Recall when you instantiated the cache, you have the following header and code:

#include "cachelib/allocator/CacheAllocator.h"

using Cache = facebook::cachelib::LruAllocator;
std::unique_ptr<Cache> cache;
facebook::cachelib::PoolId default_pool;

void initializeCache() {
Cache::Config config;
config
.setCacheSize(1 * 1024 * 1024 * 1024) // 1 GB
.setCacheName("My cache")
.setAccessConfig({25, 10})
.validate();
cache = std::make_unique<Cache>(config);
default_pool =
cache->addPool("default", cache->getCacheMemoryStats().ramCacheSize);
}

Create CacheAdmin

To add CacheAdmin, which is the component that will export CacheLib stats to ODS and Scuba, you need to (1) add //cachelib/facebook/admin:admin to your TARGETS file and (2) add the following code:

#include "cachelib/facebook/admin/CacheAdmin.h"

std::unique_ptr<cachelib::CacheAdmin> admin;

void initializeCache() {
... setting up the cache here

CacheAdmin::Config adminConfig; // default config should work just fine
adminConfig.oncall = "my_team_oncall_shortname"; // Please do not forget to add your team's oncall shortname!
admin = std::make_unique<CacheAdmin>(*cache, adminConfig);
}

Export Stats to ODS

Cachelib publishes ODS stats via service data (which exports to the fb303 port). If the service uses Thrift, it should already get the fb303 port as a part of it. Otherwise, you need to open a fb303 port in your service. Once fb303 is setup, the monitoring config must be updated to registers cachelib’s stats.

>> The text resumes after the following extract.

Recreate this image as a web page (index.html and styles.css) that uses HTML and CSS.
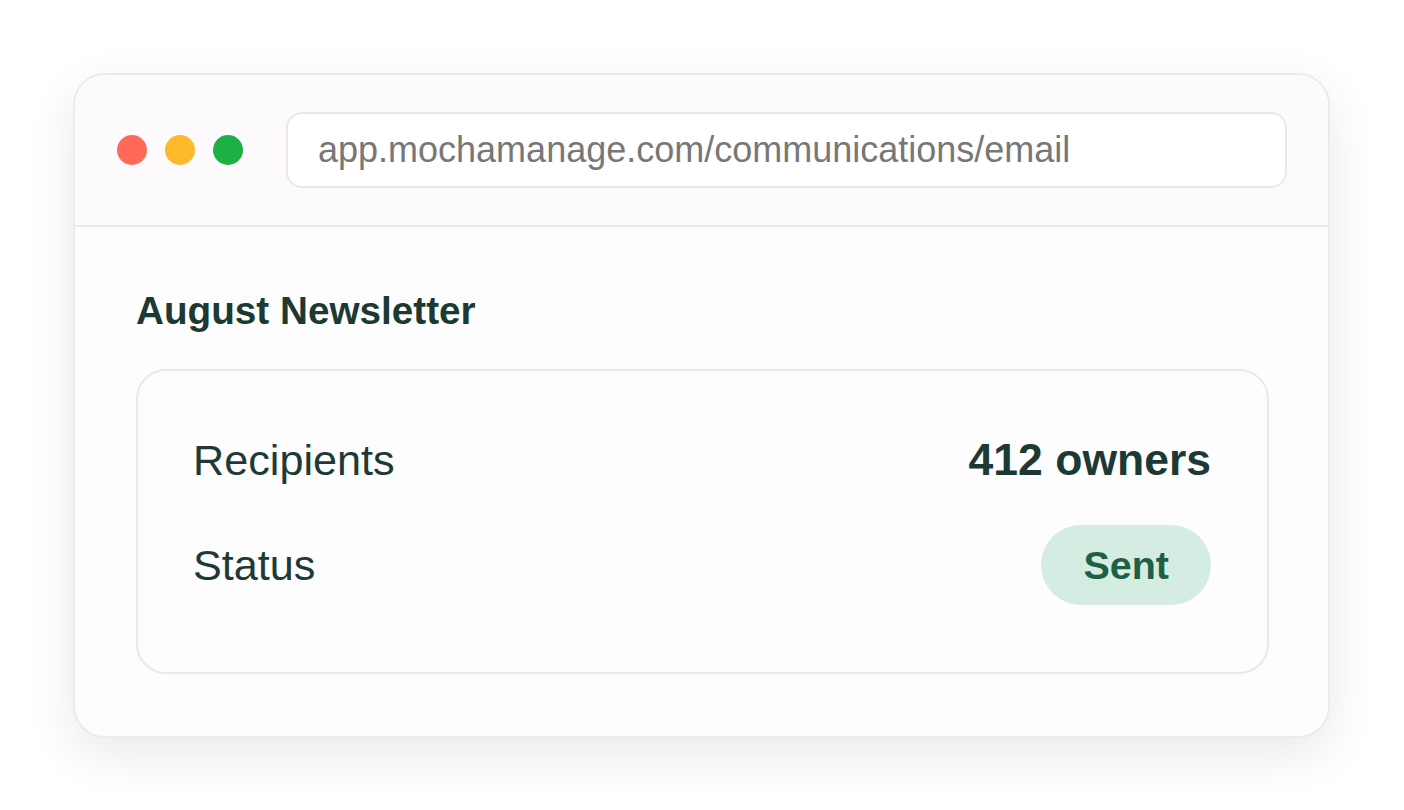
FILE: index.html
```html
<html>

<head>
  <title>August Newsletter</title>
  <link rel="stylesheet" href="styles.css">
</head>

<body>
  <div class="window">
    <div class="topbar">
      <div class="dots">
        <span class="dot red"></span>
        <span class="dot yellow"></span>
        <span class="dot green"></span>
      </div>
      <div class="urlbar">app.mochamanage.com/communications/email</div>
    </div>
    <div class="content">
      <div class="title">August Newsletter</div>
      <div class="card">
        <div class="row">
          <span class="label">Recipients</span>
          <span class="value">412 owners</span>
        </div>
        <div class="row">
          <span class="label">Status</span>
          <span class="pill">Sent</span>
        </div>
      </div>
    </div>
  </div>
</body>

</html>
```

FILE: styles.css
```css
body {
  margin: 0;
  background: #ffffff;
  font-family: "Liberation Sans", Arial, Helvetica, sans-serif;
  color: #1d3832;
}

.window {
  margin: 73px 74px 0 73px;
  border: 2px solid #ecebec;
  border-radius: 32px;
  background: #fefdfe;
  box-shadow: 0 16px 50px rgba(0, 0, 0, 0.09);
  overflow: hidden;
}

.topbar {
  display: flex;
  align-items: center;
  gap: 43px;
  padding: 37px 41px 37px 42px;
  background: #fcfafc;
  border-bottom: 2px solid #ebe8eb;
}

.dots {
  display: flex;
  gap: 18px;
}

.dot {
  width: 30px;
  height: 30px;
  border-radius: 50%;
}

.red {
  background: #ff6a58;
}

.yellow {
  background: #feb82b;
}

.green {
  background: #1db043;
}

.urlbar {
  flex: 1;
  height: 72px;
  display: flex;
  align-items: center;
  padding-left: 30px;
  background: #ffffff;
  border: 2px solid #ebe6ea;
  border-radius: 16px;
  font-size: 36px;
  color: #777777;
}

.content {
  padding: 62px 59px 62px 61px;
}

.title {
  font-size: 38.7px;
  font-weight: bold;
  color: #1c3a33;
  margin-bottom: 36px;
}

.card {
  border: 2px solid #ebe7ea;
  border-radius: 30px;
  padding: 64px 56px 67px 55px;
  display: flex;
  flex-direction: column;
  gap: 40px;
}

.row {
  display: flex;
  justify-content: space-between;
  align-items: center;
}

.label {
  font-size: 43.2px;
  color: #1f3a35;
}

.value {
  font-size: 44.5px;
  font-weight: bold;
  color: #1c3a33;
}

.pill {
  height: 80px;
  display: flex;
  align-items: center;
  padding: 0 42px;
  border-radius: 40px;
  background: #d5ece2;
  color: #1f5f45;
  font-size: 39.5px;
  font-weight: bold;
}
```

[Recommended] If you already have a collector (very likely you do), you can simply add r"cachelib.<YOUR CACHE NAME>..*" to the collector. This will include all cachelib stats for your cache in your existing collector, respecting your prefix, submission intervals, counter limits, etc. For example, see Laser's fb303 monitoring config

We recommend adding to your existing collector because it will respect your collectors setup and avoid unexpected outcome.

[Not recommended] If you don't have a collector, you can create one for cachelib by adding the following:

import cache.cachelib.cachelib.mon.cinc as cachelib
cachelib.add_cachelib_collector(
cfg=<your_collector_config>,
collector_name=<collector_name>,
fb303_port=<YOUR_FB303_PORT>,
use_cachelib_aggregate=<USE_CACHELIB_AGGREGATE>,
cache_name=<YOUR_CACHE_NAME>,
ods_category=<your_ods_category>,
host_level_collection=<host_level_collection>)

Below are the instructions on how to set them:

cfg: Your collector config, which is usually the one being exported in your .mon.cconf file (example).

collector_name: "cachelib_fb303", or any string that's not already used in your collector config.

fb303_port: None or specify a port if you need to.

use_cachelib_aggregate: True so that tier level aggregation is added. You can set to False if your config already have those aggregations.

cache_name: YOUR_CACHE_NAME in cache config, or leave it "" to export all cachelib instances in your service. This is not recommended because you may accidentally enable other cachelib instances not owned by your team.

ods_category: Your ods category in string format.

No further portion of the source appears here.